If we can act justly at Nuremberg when trying some of the most depraved humans in recent history, then surely we can act justly when trying Pakistani villagers.

Answering the Skeptic

A good skeptic will ask, What if Khalid Sheikh Mohammed is found innocent? An argument for the military commissions is the relative certainty that they will convict.

But truly, if the best prosecutors in the United States cannot convince twelve Americans that Khalid Sheikh Mohammed is guilty, then maybe he is actually innocent. Few events could damage the United States' efforts to protect the Rights of humanity than if we execute an innocent foreigner.

If a military commission executes a man who is later exonerated, then for the next century, each time the United States attempts to defend the rights of humans in Cambodia or China, we will be firmly reminded of our own violations.

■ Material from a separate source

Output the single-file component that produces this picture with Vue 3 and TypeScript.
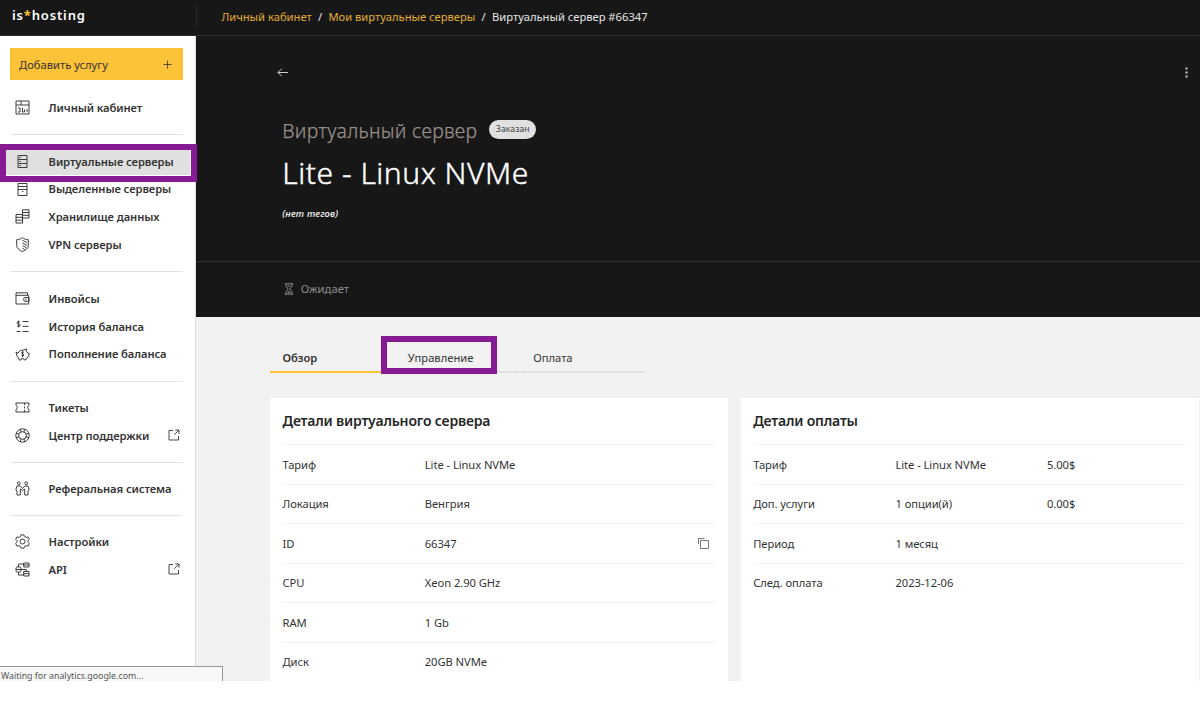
<script setup lang="ts">
interface NavItem {
  label: string
  icon: string
  active?: boolean
  external?: boolean
}

interface DetailRow {
  name: string
  value: string
  price?: string
  copy?: boolean
}

const groups: NavItem[][] = [
  [
    {
      label: 'Личный кабинет',
      icon: 'M1 1H14V14H1ZM1 5H14M6 1V5M3 8H5V12H2.8M7.5 8V12H9.5M9.5 9.5V12M12 9V12',
    },
  ],
  [
    {
      label: 'Виртуальные серверы',
      active: true,
      icon: 'M3 1.5H12V13.5H3ZM3 5.5H12M3 9.5H12M4.5 3.5H6M4.5 7.5H6M4.5 11.5H6',
    },
    {
      label: 'Выделенные серверы',
      icon: 'M3 1.5H12V13.5H3ZM3 4.5H12M3 7.5H12M7 9.5H8.3',
    },
    {
      label: 'Хранилище данных',
      icon: 'M7.5 .8H14V9H7.5ZM7.5 3.5H14M7.5 6.3H14M1 5.5H7.5V14H1ZM1 8.3H7.5M1 11.2H7.5',
    },
    {
      label: 'VPN серверы',
      icon: 'M7.5 .5C9 2 11 2.6 13.3 2.7V8.5C13.3 11.5 10.8 13 7.5 14.6C4.2 13 1.7 11.5 1.7 8.5V2.7C4 2.6 6 2 7.5 .5ZM7.5 3.3L12 5.5M7.5 6L12 8.5M7.5 8.7L11.5 10.7M7.5 11.2L9.7 12.5',
    },
  ],
  [
    {
      label: 'Инвойсы',
      icon: 'M1 2V13H13.7V4.3H1M1 1.8H12.5V4M14 6.5H9.8C8.2 6.5 8.2 10.3 9.8 10.3H14ZM10 8.4H11.5',
    },
    {
      label: 'История баланса',
      icon: 'M5 3.4C4.8 2.4 2 2.2 2 3.8C2 5.1 5.2 4.8 5.2 6.2C5.2 7.8 2 7.6 1.9 6.5M3.6 1.5V8.4M7.5 2.5H13.5M7.5 7.3H13.5M1.5 12.5H5.5M7.5 12.5H13.5',
    },
    {
      label: 'Пополнение баланса',
      icon: 'M1 5L3 6.3C4 3.7 6.2 3 8.4 3.2L11.4 1.8V4.2L13 6.2H14V9L12.4 10L11 12.8H9L8.6 11.6H6.5L6 13H4.2L3.7 10.8L2.2 9.5L1 5ZM8.8 5.2C7.6 4.6 6.4 5.3 6.8 6.4C7.1 7.2 8.8 6.9 8.8 8C8.8 9.2 7.3 9.5 6.4 8.7M7.7 4.3V10',
    },
  ],
  [
    {
      label: 'Тикеты',
      icon: 'M1 3H14V5.5C12.2 6 12.2 9 14 9.5V12H1V9.5C2.8 9 2.8 6 1 5.5ZM9.5 3V5M9.5 6.5V8.5M9.5 10V12',
    },
    {
      label: 'Центр поддержки',
      external: true,
      icon: 'M7.5 .8A6.7 6.7 0 1 1 7.5 14.2A6.7 6.7 0 1 1 7.5 .8ZM7.5 3.7A3.8 3.8 0 1 1 7.5 11.3A3.8 3.8 0 1 1 7.5 3.7ZM5.5 1.2L6 4M9.5 1.2L9 4M1.2 5.5L4 6M1.2 9.5L4 9M13.8 5.5L11 6M13.8 9.5L11 9M5.5 13.8L6 11M9.5 13.8L9 11',
    },
  ],
  [
    {
      label: 'Реферальная система',
      icon: 'M3.8 .9A1.4 1.4 0 1 1 3.8 3.7A1.4 1.4 0 1 1 3.8 .9ZM11.2 .9A1.4 1.4 0 1 1 11.2 3.7A1.4 1.4 0 1 1 11.2 .9ZM2 5H5.2L7.5 7.5L9.8 5H13L14.2 9L13 10V14H9.7V8L7.5 9.5L5.3 8V14H2V10L.8 9Z',
    },
  ],
  [
    {
      label: 'Настройки',
      icon: 'M6 .9H9L9.6 2.6L11.3 3.4L13 2.8L14.3 5.3L13 6.7V8.3L14.3 9.7L13 12.2L11.3 11.6L9.6 12.4L9 14.1H6L5.4 12.4L3.7 11.6L2 12.2L.7 9.7L2 8.3V6.7L.7 5.3L2 2.8L3.7 3.4L5.4 2.6ZM7.5 5A2.5 2.5 0 1 1 7.5 10A2.5 2.5 0 1 1 7.5 5Z',
    },
    {
      label: 'API',
      external: true,
      icon: 'M8.7 1H14V5H8.7ZM8.7 9.5H14V14H8.7ZM8.7 3H14M8.7 11.7H14M1 5.7C1 4.5 6 4.5 6 5.7V9.3C6 10.5 1 10.5 1 9.3ZM1 7.5H6M3.5 4.8V2H8.7M3.5 10.2V13H8.7M6 7.5H11.3V9.5',
    },
  ],
]

const tabs = ['Обзор', 'Управление', 'Оплата']

const serverRows: DetailRow[] = [
  { name: 'Тариф', value: 'Lite - Linux NVMe' },
  { name: 'Локация', value: 'Венгрия' },
  { name: 'ID', value: '66347', copy: true },
  { name: 'CPU', value: 'Xeon 2.90 GHz' },
  { name: 'RAM', value: '1 Gb' },
  { name: 'Диск', value: '20GB NVMe' },
]

const paymentRows: DetailRow[] = [
  { name: 'Тариф', value: 'Lite - Linux NVMe', price: '5.00$' },
  { name: 'Доп. услуги', value: '1 опции(й)', price: '0.00$' },
  { name: 'Период', value: '1 месяц' },
  { name: 'След. оплата', value: '2023-12-06' },
]
</script>

<template>
  <div class="page">
    <header class="topbar">
      <div class="logo">is<span class="star">*</span>hosting</div>
      <nav class="crumbs">
        <a>Личный кабинет</a><i>/</i><a>Мои виртуальные серверы</a><i>/</i><span>Виртуальный сервер #66347</span>
      </nav>
    </header>

    <div class="body">
      <aside class="sidebar">
        <button class="add"><span>Добавить услугу</span>
          <svg width="9" height="9" viewBox="0 0 9 9"><path d="M4.5 .5V8.5M.5 4.5H8.5" /></svg>
        </button>
        <ul v-for="(group, g) in groups" :key="g" class="group">
          <li v-for="item in group" :key="item.label" class="item" :class="{ active: item.active }">
            <svg class="icon" width="15" height="15" viewBox="0 0 15 15"><path :d="item.icon" /></svg>
            <span class="label">{{ item.label }}</span>
            <svg v-if="item.external" class="ext" width="12" height="12" viewBox="0 0 12 12">
              <path d="M5 1.5H1V11H10.5V7M7.3 1H11V4.7M11 1L6.2 5.8" />
            </svg>
          </li>
        </ul>
        <div class="marker marker-nav"></div>
      </aside>

      <main class="main">
        <section class="hero">
          <div class="toolbar">
            <svg width="12" height="9" viewBox="0 0 12 9"><path class="arrow" d="M11 4.5H1M4.6 .8L1 4.5L4.6 8.2" /></svg>
            <svg width="3" height="11" viewBox="0 0 3 11">
              <path class="dots" d="M.5 .5h2v2h-2zM.5 4.5h2v2h-2zM.5 8.5h2v2h-2z" />
            </svg>
          </div>
          <div class="kind"><span>Виртуальный сервер</span><b class="badge">Заказан</b></div>
          <h1>Lite - Linux NVMe</h1>
          <p class="tags">(нет тегов)</p>
        </section>
        <section class="status">
          <svg width="10" height="12" viewBox="0 0 10 12">
            <path d="M.8 .8H9.2M.8 11.2H9.2M2 .8V3.2L4.2 6L2 8.8V11.2M8 .8V3.2L5.8 6L8 8.8V11.2M3.5 3H6.5M5 7.5V9.5M3.5 9.7H6.5" />
          </svg>
          <span>Ожидает</span>
        </section>

        <div class="tabs">
          <div v-for="(tab, t) in tabs" :key="tab" class="tab" :class="{ current: t === 0 }">
            {{ tab }}
            <div v-if="t === 1" class="marker marker-tab"></div>
          </div>
        </div>

        <div class="cards">
          <section class="card">
            <h2>Детали виртуального сервера</h2>
            <div v-for="row in serverRows" :key="row.name" class="row">
              <span>{{ row.name }}</span><span>{{ row.value }}</span>
              <svg v-if="row.copy" class="copy" width="12" height="12" viewBox="0 0 12 12">
                <path d="M2.5 2.5H10.5V10.5H2.5ZM.5 6V.5H6.5" />
              </svg>
            </div>
          </section>
          <section class="card">
            <h2>Детали оплаты</h2>
            <div v-for="row in paymentRows" :key="row.name" class="row">
              <span>{{ row.name }}</span><span>{{ row.value }}</span><span>{{ row.price }}</span>
            </div>
          </section>
        </div>
      </main>
    </div>
    <div class="loading">Waiting for analytics.google.com...</div>
  </div>
</template>

<style>
body {
  margin: 0;
  background: #fff;
}
</style>

<style scoped>
.page {
  position: relative;
  display: flex;
  flex-direction: column;
  width: 1200px;
  height: 681px;
  overflow: hidden;
  background: #f2f2f2;
  color: #333;
  font-family: 'Noto Sans', sans-serif;
  font-size: 11.2px;
}
svg {
  flex: none;
  fill: none;
  stroke: #333;
}
.topbar {
  box-sizing: border-box;
  display: flex;
  align-items: center;
  flex: none;
  height: 36px;
  padding-bottom: 3px;
  background: #171717;
  border-bottom: 1px solid #2f2f2f;
}
.logo {
  box-sizing: border-box;
  width: 196.5px;
  height: 18px;
  padding-left: 12px;
  border-right: 1px solid #2a2a2a;
  color: #fff;
  font-size: 13px;
  font-weight: 600;
  letter-spacing: 0.85px;
  line-height: 16px;
}
.star {
  color: #fcc238;
  font-weight: 700;
}
.crumbs {
  padding-left: 24.9px;
  color: #e6e6e6;
  white-space: nowrap;
}
.crumbs a {
  color: #e3ae33;
}
.crumbs i {
  margin: 0 6.3px;
  font-style: normal;
}
.body {
  display: flex;
  flex: 1;
  min-height: 0;
}
.sidebar {
  position: relative;
  box-sizing: border-box;
  flex: none;
  width: 195.7px;
  padding: 12px 5px 0 6px;
  background: #fff;
  border-right: 1px solid #dcdcdc;
}
.add {
  box-sizing: border-box;
  display: flex;
  align-items: center;
  justify-content: space-between;
  width: 172.6px;
  height: 32.4px;
  margin: 0 0 1.6px 4px;
  padding: 0 11px 0 9px;
  border: 0;
  background: #fcc238;
  color: #333;
  font: inherit;
}
.add svg {
  stroke-width: 0.8;
}
.group {
  margin: 0;
  padding: 11.9px 0 12.5px;
  list-style: none;
}
.group + .group {
  border-top: 1px solid transparent;
  background: linear-gradient(#e2e2e2, #e2e2e2) 4px 0 / 172.6px 1px no-repeat border-box;
}
.item {
  display: flex;
  align-items: center;
  height: 27.93px;
  padding-left: 9px;
}
.item.active {
  box-sizing: border-box;
  height: 25.9px;
  margin: 2px 0 0;
  padding-bottom: 2px;
  background: #e0e0e0;
}
.icon {
  margin-right: 18.6px;
  stroke-width: 0.95;
}
.label {
  padding-top: 0.8px;
  font-size: 11.2px;
  font-weight: 600;
  letter-spacing: -0.08px;
  line-height: 16px;
  white-space: nowrap;
}
.ext {
  margin: 0 10px 1px auto;
  stroke-width: 0.9;
}
.marker {
  position: absolute;
  box-sizing: border-box;
  border: 6px solid #871b94;
}
.marker-nav {
  left: 0;
  top: 108px;
  width: 197px;
  height: 38px;
  z-index: 2;
}
.main {
  flex: 1;
  min-width: 0;
}
.hero {
  box-sizing: border-box;
  height: 225px;
  padding: 31px 12px 0 86.6px;
  background: #171717;
}
.toolbar {
  display: flex;
  align-items: center;
  justify-content: space-between;
  height: 11px;
  margin-left: -5.3px;
}
.arrow {
  stroke: #ccc;
}
.dots {
  fill: #ccc;
  stroke: none;
}
.kind {
  display: flex;
  align-items: center;
  height: 30px;
  margin-top: 37px;
  color: #999089;
  font-size: 19.4px;
  font-weight: 300;
  letter-spacing: 0.27px;
  -webkit-text-stroke: 0.25px #999089;
}
.badge {
  width: 47px;
  height: 19px;
  margin: 0 0 2px 12px;
  border-radius: 10px;
  background: #e0e0e0;
  color: #444;
  font: 8.6px/19px 'Noto Sans', sans-serif;
  letter-spacing: 0.1px;
  text-align: center;
  -webkit-text-stroke: 0;
}
h1 {
  margin: 8px 0 0;
  color: #fff;
  font-size: 30px;
  font-weight: 300;
  letter-spacing: 0.52px;
  line-height: 40px;
  -webkit-text-stroke: 0.4px #fff;
}
.tags {
  margin: 14px 0 0;
  color: #fff;
  font-size: 9.4px;
  font-style: italic;
  font-weight: 500;
  letter-spacing: 0.2px;
  line-height: 14px;
}
.status {
  box-sizing: border-box;
  display: flex;
  align-items: center;
  gap: 7px;
  height: 56.4px;
  padding: 0 0 1px 88px;
  border-top: 1px solid #303030;
  background: #171717;
  color: #8c8c8c;
  letter-spacing: 0.05px;
}
.status svg {
  stroke: #999;
  stroke-width: 0.9;
}
.status span {
  padding-bottom: 1px;
}
.tabs {
  display: flex;
  gap: 1.4px;
  padding: 27.6px 0 0 74.3px;
}
.tab {
  position: relative;
  box-sizing: border-box;
  width: 124px;
  height: 28px;
  padding-left: 12.4px;
  border-bottom: 2px solid #e0e0e0;
  line-height: 26px;
}
.tab.current {
  border-color: #fcc238;
  font-weight: 600;
}
.marker-tab {
  left: -14.4px;
  top: -9px;
  width: 116px;
  height: 38px;
}
.cards {
  display: flex;
  gap: 12.5px;
  height: 320px;
  padding: 25px 0 0 74.3px;
}
.card {
  box-sizing: border-box;
  width: 458.2px;
  padding: 0 12.5px;
  background: #fff;
}
h2 {
  height: 46.3px;
  margin: 0;
  color: #262626;
  font-size: 14px;
  font-weight: 600;
  letter-spacing: -0.18px;
  line-height: 46px;
}
.row {
  box-sizing: border-box;
  display: grid;
  grid-template-columns: 142.3px 151.5px 1fr;
  align-items: center;
  height: 39.55px;
  padding-bottom: 1.1px;
  border-top: 1px solid #f3f3f3;
  letter-spacing: -0.06px;
}
.copy {
  justify-self: end;
  margin: 1.5px 5.5px 0 0;
  stroke: #777;
}
.loading {
  position: absolute;
  left: 0;
  bottom: 0;
  z-index: 3;
  box-sizing: border-box;
  width: 223px;
  height: 15px;
  padding-left: 1px;
  border: 1px solid #929892;
  border-width: 1px 1px 0 0;
  background: #f8f8f8;
  color: #555;
  font-size: 8.8px;
  line-height: 18px;
}
</style>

If the United States wishes to preserve its moral capital, it must remain above reproach.

The upside to this whole debate is that Holder's prosecutors claim they have sound evidence. If we allow the Justice Department to try Khalid Sheikh Mohammed in US criminal court and he is found guilty, he will be punished with death, just as if he were convicted by a military tribunal.

But by trying him in US criminal court, we uphold our American identity as the defender of the inalienable Rights of all humanity.


PS. To be fair, there's a very practical argument against trying Khalid Sheikh Mohammed in criminal court: the case will cost too much, with estimates ranging from a few hundred million dollars to a billion. Clearly those costs must be controlled, and decreased. Even at the low-end, 300 million dollars for a trial is absurd. On the other hand, we've spent around a billion dollars improving and servicing the detainment facilities at Guantanamo since the first prisoners arrived there eight years ago. I address money only to predict anyone who deflects the moral argument in favor of arguing finances. The financial cost will be high either way, but the longer we delay, the more the prisoners cost us.